The range is reasonably broad. It is not just telephony – though that remains one of the main jobs. There is some mainstream employment as well. The more common and modern approach is to skill up blind people and encourage them to join the main employment market. Sweden, Germany, the UK and Austria all have sophisticated support networks and they will provide a support officer where that is required, in those cases a sighted support worker is paid for by the state.

Presumably those support workers are more commonly provided in public sector work?

We do not have clear figures on the public/private mix, but speaking impressionistically, I would suspect that is true.

Are those countries where there is more reservation of specific jobs beginning to change?

There is a little evidence that Spain is beginning to change its approach, but they seem to take the view that it’s better to sell state lottery tickets than nothing at all, and they look with pity on the UK, where 66% of visually impaired are unemployed. They take the attitude: “Would you rather have nothing?”

Are there common themes in regions, such as Eastern Europe for example?

Poland is a very sharp contrast to Romania. The rate of inactivity is high in Poland but they are going systematically about changing that and they have a rights-based system of employment support. A mainstream market will develop and grow, we said.

Romania was very far behind, the head of the local blind association said that it is almost a third-world country.

Are there general recommendations in your reports?

The chief recommendation, the one that I keep pressing, is the need to develop state-funded support services impairment. Blindness has special problems: training, provision of support and specific treatments need to be funded.

When the state moved in the UK from 1945 onward, the opening up of mainstream employment meant that the opportunities expanded for everyone: there was a doubling of the percentage of visually impaired in employment between 1945 and 1970, and another doubling in the period following that.

You contrasted those states offering the visually impaired “reserved employment” with those offering more access to the mainstream labour markets, is one approach better?

You have to balance imponderables. The rate of inactivity in Italy is under 50%, whereas in the UK and Germany it’s about 66% from our statistics. The impression is that Italy has a lower rate and so does Spain, but they achieve this by concentrating their efforts on the reserved employment. I know that in the UK if you go back 30 years you would hear blind telephone operators complaining bitterly that that was their sole form of labour available.

In Sweden there is a high rate of employment, but only 13% of that group work full time, the rest are part time. There are disagreements about this situation. Some say the employers are under considerable statutory constraint not to dismiss a person who becomes blind, and that this leads to employers guiding the visually impaired to part-time work.
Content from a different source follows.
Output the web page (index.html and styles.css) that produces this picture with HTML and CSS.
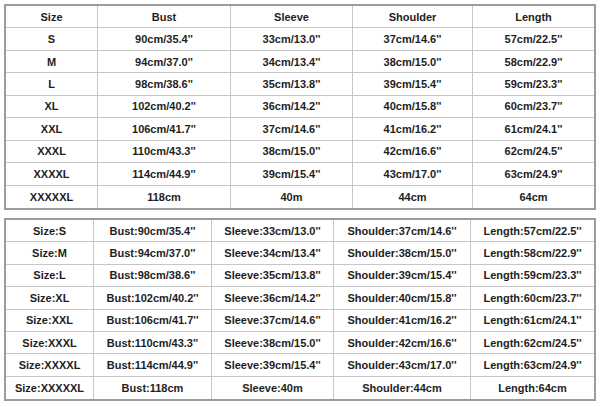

Others disagree, and say that those workers would prefer to be part time. Modern employment conditions for blind people can be very difficult, and travel can be a huge strain. So part-time employment might be a rational solution in those circumstances and I do not know which of these two opposing views is true.

What are you going to do with the report?

Next year we will send a general afterthought on the report. We have already had high-level talks with DG Employment and Social Affairs. Unfortunately the principle of subsidiarity means there is little pressure they can directly bring to bear on member states.

How would you like to see your reports used?

So much needs to be done. The blind people’s organisations in the member states need to study these reports and to put pressure on their own governments. There are things that can be copied. In Sweden, for example, there is strong “retention legislation”. Under this  the employer must retain an employee losing his sight, or – where possible – offer similar employment. Such retention legislation does not exist in the UK, and I see no reason why it should not be introduced in other jurisdictions.